- _Material for this exercise_:

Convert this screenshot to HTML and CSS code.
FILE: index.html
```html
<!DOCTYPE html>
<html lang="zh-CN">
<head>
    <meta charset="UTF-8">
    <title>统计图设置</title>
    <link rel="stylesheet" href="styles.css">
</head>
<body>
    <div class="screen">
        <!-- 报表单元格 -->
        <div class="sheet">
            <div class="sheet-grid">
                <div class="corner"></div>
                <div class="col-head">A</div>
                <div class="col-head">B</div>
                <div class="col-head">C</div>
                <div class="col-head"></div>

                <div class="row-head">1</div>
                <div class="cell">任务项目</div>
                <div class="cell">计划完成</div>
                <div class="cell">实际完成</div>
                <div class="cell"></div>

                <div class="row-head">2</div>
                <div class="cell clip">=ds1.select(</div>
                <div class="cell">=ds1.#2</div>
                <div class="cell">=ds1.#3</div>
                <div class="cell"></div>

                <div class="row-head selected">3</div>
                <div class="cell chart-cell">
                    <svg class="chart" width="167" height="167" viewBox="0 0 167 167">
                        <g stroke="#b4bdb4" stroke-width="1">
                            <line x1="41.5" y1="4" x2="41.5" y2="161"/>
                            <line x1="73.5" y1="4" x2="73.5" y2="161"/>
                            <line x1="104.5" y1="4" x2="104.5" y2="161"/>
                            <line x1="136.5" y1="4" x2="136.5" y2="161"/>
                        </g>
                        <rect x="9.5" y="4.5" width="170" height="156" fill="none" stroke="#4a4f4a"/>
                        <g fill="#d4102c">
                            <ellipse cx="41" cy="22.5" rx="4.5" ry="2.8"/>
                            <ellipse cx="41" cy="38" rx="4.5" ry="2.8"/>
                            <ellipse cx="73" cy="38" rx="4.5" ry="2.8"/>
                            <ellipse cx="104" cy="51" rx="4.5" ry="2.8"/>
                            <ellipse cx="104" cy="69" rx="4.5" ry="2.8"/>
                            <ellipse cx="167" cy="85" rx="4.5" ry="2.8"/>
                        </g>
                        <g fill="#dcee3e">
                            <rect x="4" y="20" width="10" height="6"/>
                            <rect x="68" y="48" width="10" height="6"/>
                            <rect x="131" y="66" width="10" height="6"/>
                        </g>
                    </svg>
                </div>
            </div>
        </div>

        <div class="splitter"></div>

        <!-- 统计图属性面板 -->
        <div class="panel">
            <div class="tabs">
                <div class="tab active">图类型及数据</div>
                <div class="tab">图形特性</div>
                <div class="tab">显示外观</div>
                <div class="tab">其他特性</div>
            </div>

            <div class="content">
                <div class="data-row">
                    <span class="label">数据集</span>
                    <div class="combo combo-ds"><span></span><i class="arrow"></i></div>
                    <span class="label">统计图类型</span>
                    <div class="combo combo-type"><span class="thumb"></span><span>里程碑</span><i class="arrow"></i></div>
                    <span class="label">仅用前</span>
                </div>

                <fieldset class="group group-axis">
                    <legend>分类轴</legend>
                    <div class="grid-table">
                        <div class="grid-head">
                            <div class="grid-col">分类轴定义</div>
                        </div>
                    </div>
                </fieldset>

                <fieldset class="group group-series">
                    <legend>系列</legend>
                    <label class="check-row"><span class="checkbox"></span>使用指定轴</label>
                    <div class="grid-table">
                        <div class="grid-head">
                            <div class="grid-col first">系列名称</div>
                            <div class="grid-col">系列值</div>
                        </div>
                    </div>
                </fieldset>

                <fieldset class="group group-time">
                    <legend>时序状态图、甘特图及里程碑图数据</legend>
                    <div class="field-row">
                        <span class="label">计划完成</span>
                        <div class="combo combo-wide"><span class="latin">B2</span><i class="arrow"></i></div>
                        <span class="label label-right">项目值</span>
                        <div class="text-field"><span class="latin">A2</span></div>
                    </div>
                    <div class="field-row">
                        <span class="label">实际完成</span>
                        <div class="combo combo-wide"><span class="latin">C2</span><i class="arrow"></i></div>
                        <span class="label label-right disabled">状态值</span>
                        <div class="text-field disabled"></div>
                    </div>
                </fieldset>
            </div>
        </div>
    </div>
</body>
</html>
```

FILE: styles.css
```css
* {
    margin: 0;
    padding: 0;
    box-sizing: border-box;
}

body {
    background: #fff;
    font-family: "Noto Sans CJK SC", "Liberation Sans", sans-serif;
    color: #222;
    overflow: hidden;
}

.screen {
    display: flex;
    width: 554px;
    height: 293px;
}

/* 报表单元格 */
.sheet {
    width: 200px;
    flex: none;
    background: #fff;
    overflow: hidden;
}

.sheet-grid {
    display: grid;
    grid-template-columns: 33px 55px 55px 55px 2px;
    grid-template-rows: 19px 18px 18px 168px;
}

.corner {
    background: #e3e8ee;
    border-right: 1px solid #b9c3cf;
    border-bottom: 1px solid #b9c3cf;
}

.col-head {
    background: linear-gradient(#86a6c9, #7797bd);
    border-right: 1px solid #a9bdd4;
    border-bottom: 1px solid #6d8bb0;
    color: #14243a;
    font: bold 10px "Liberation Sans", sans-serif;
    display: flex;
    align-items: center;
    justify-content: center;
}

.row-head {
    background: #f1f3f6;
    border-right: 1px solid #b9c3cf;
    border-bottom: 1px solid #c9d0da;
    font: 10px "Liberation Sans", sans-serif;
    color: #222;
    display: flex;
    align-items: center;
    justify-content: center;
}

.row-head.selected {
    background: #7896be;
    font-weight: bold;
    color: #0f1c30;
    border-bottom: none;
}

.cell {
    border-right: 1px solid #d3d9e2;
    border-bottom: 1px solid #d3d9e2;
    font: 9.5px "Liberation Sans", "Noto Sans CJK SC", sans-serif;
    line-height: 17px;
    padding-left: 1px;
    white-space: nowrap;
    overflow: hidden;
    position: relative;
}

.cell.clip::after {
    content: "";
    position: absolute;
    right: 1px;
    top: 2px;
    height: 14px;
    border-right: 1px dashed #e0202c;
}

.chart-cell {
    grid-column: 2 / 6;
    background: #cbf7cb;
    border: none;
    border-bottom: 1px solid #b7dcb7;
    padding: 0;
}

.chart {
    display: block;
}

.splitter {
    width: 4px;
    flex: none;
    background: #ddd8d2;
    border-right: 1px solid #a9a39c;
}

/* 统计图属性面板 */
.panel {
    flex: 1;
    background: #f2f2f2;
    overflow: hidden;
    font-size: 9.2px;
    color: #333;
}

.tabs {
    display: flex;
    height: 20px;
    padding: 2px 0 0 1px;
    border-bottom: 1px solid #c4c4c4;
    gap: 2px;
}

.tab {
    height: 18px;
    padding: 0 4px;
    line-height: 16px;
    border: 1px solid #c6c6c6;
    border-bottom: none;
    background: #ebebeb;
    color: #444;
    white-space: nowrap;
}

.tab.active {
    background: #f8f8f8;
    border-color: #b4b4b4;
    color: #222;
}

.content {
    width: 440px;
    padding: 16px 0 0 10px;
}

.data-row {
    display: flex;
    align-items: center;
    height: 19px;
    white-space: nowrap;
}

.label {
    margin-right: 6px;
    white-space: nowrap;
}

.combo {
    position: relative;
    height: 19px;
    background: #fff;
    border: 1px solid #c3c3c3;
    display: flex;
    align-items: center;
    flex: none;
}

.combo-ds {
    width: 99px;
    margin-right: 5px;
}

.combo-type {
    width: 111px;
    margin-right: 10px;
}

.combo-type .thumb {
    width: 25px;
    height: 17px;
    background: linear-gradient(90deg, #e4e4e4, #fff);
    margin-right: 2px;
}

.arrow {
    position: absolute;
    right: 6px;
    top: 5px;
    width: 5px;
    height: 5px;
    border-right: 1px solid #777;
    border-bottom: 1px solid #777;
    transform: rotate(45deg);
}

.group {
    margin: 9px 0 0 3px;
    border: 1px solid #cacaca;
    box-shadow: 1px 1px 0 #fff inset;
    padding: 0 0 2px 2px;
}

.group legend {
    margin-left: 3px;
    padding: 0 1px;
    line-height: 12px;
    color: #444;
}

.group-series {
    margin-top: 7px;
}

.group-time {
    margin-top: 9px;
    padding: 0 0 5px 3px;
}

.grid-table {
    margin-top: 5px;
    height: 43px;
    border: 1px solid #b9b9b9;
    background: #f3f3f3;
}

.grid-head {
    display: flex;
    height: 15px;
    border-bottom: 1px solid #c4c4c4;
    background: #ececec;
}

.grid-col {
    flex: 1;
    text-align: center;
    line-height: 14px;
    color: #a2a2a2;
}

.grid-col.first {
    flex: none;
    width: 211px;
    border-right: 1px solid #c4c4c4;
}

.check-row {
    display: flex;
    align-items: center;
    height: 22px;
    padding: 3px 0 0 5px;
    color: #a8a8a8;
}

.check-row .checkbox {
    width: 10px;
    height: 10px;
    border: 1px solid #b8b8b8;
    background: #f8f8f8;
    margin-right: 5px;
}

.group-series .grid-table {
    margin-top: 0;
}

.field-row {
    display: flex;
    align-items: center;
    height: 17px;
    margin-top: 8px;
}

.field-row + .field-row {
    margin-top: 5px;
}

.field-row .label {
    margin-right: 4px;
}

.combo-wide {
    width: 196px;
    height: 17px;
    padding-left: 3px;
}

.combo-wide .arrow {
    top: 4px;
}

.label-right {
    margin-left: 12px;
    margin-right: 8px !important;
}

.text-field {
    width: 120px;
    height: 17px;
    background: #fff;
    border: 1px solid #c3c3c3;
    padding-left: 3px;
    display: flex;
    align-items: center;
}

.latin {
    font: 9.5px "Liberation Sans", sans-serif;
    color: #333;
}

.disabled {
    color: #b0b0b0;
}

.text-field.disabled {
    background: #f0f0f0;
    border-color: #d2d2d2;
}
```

* * *

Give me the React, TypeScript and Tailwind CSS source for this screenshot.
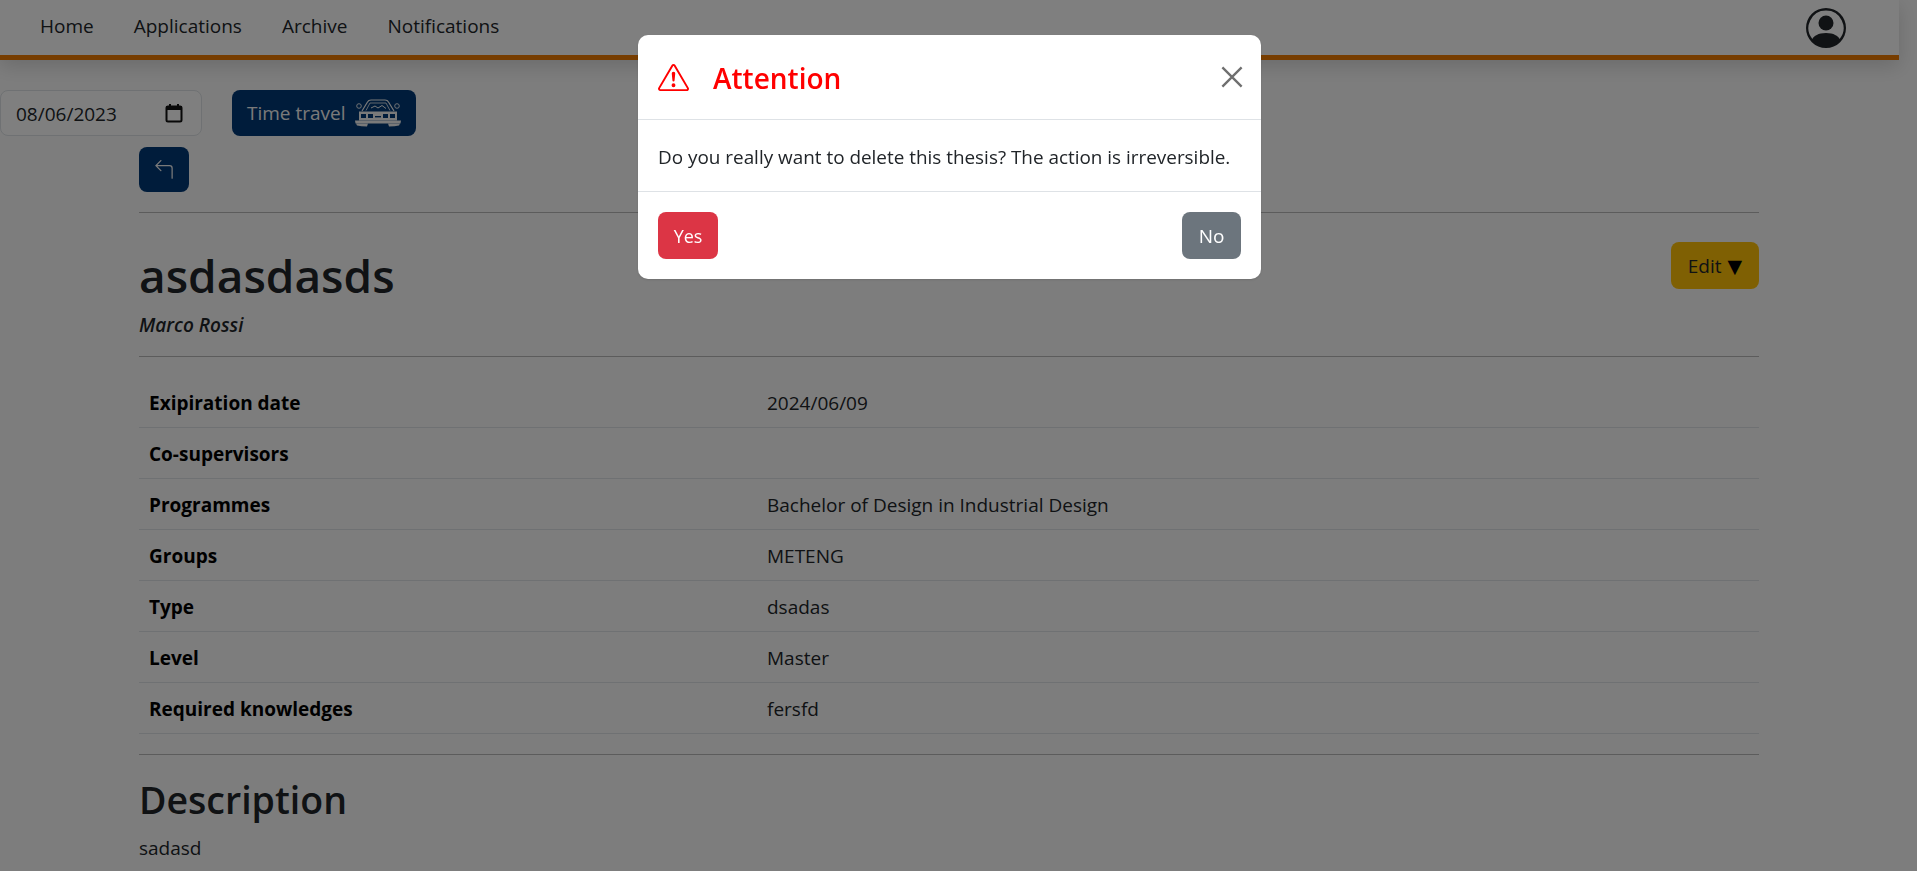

- _Exercise requirements_:
Which lines of the data above contain "screenshot"? Copy each one.

- _Worked solution_:
Convert this screenshot to HTML and CSS code.
Give me the React, TypeScript and Tailwind CSS source for this screenshot.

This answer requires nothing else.